Müller, H&M, Kult, Schuhpark – in den Henne-Ruhr-Markt ziehen große Handelsketten. Wird die Innenstadt dadurch nicht austauschbarer? Schließlich lag laut IHK die Filialisierungsquote 2016 bereits bei 68 Prozent. 2010 lag dieser Wert noch bei 38 Prozent. Das bedeutet, der Anteil der inhabergeführten Läden sinkt.
„Es ist immer ein schmaler Grat. Optimal ist ein Mix aus beidem: Ketten und kleine Boutiquen.“ Allerdings, so Britten, ziehe zum Beispiel auch H&M oder Kult viele junge Kunden in die Innenstadt. „Die Kunden wünschen sich meist individuelle Geschäfte, das tatsächliche Kaufverhalten sieht dann aber anders aus.“
Konkurrenz belebt
Das Angebot im Drogeriemarkt Müller und im DM an der Ruhrbrücke überschneidet sich. „Das muss ein Markt wie DM aushalten können“, findet Britten. Die beiden Geschäfte lägen auch in Neheim nah beieinander. Als erste Reaktion hat DM die Öffnungszeiten verlängert.

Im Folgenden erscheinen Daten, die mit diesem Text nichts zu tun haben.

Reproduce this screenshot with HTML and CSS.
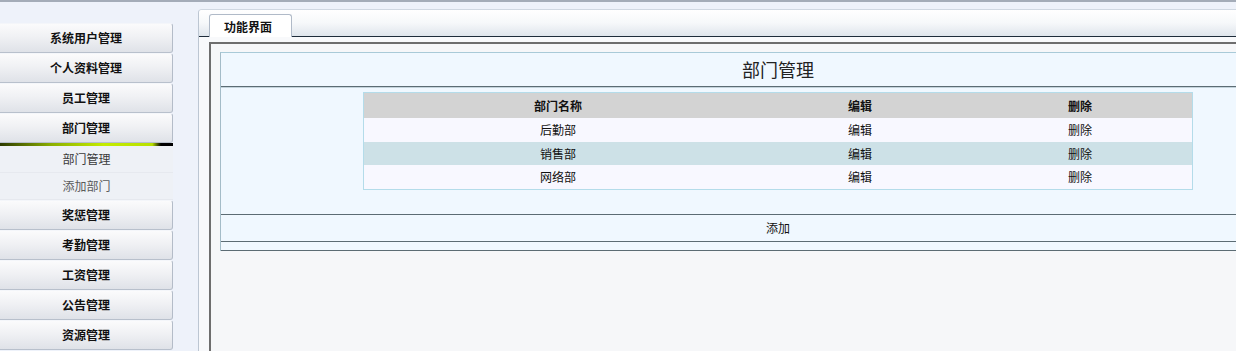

Wie Müller hat DM nun beispielsweise samstags bis 19 Uhr geöffnet. Vorher: 16 Uhr. Auch für die Einzelhändler sieht Stephan Britten einen Gewinn: „Jeder Kunde, den der Henne-Ruhr-Markt anlockt, ist schon einmal in der Stadt. Er muss dann nur noch den Weg in die umliegenden Geschäfte finden.“
Das wünschen sich die Mescheder. Foto: Manuela Nossutta / Grafik Chancen nutzen
Dortmund, Hagen, Siegen – die Oberzentren liegen weit weg. Deshalb sieht Britten gute Chancen für den Handel. „Gerade Müller wird interessant. Das Sortiment gleicht einem kleinen Warenhaus.“ Nachdem Spielwaren König und Schreibwaren Meyer geschlossen haben, gibt es – neben dem Copyshop Yazar – wieder Schreib- und Spielwaren. Auch für den Arbeitsmarkt sei das Center ein Gewinn. Kult, Müller und das Fitness-Studio haben Stellen ausgeschrieben.
Lethargie ade
Die lethargische Stimmung rund um den Karstadt-Komplex ist vorbei. Wie sehr die Mescheder an ihrem Kaufhaus hingen, beschrieb der Journalist Thomas Pletzinger 2016 für Die Zeit: „Der alte Hertie liegt am Ufer wie ein letzter Rest der alten Bundesrepublik, roh und selbstgewiss und von der Zeit verwaschen. Eine Kaufmaschine für die Region, gebaut 1980, als Karstadt damals noch (...) Wie gerne man in den ersten Jahren hierher gekommen sei, erzählen sie, eine Art Feiertag sei das gewesen.
„Wir sind morgens mit dem Bus hingefahren und immer ein paar Stunden geblieben. Das war unser Samstag.“ Ob der Henne-Ruhr-Markt ähnlich identitätsstiftend wird, wird sich zeigen.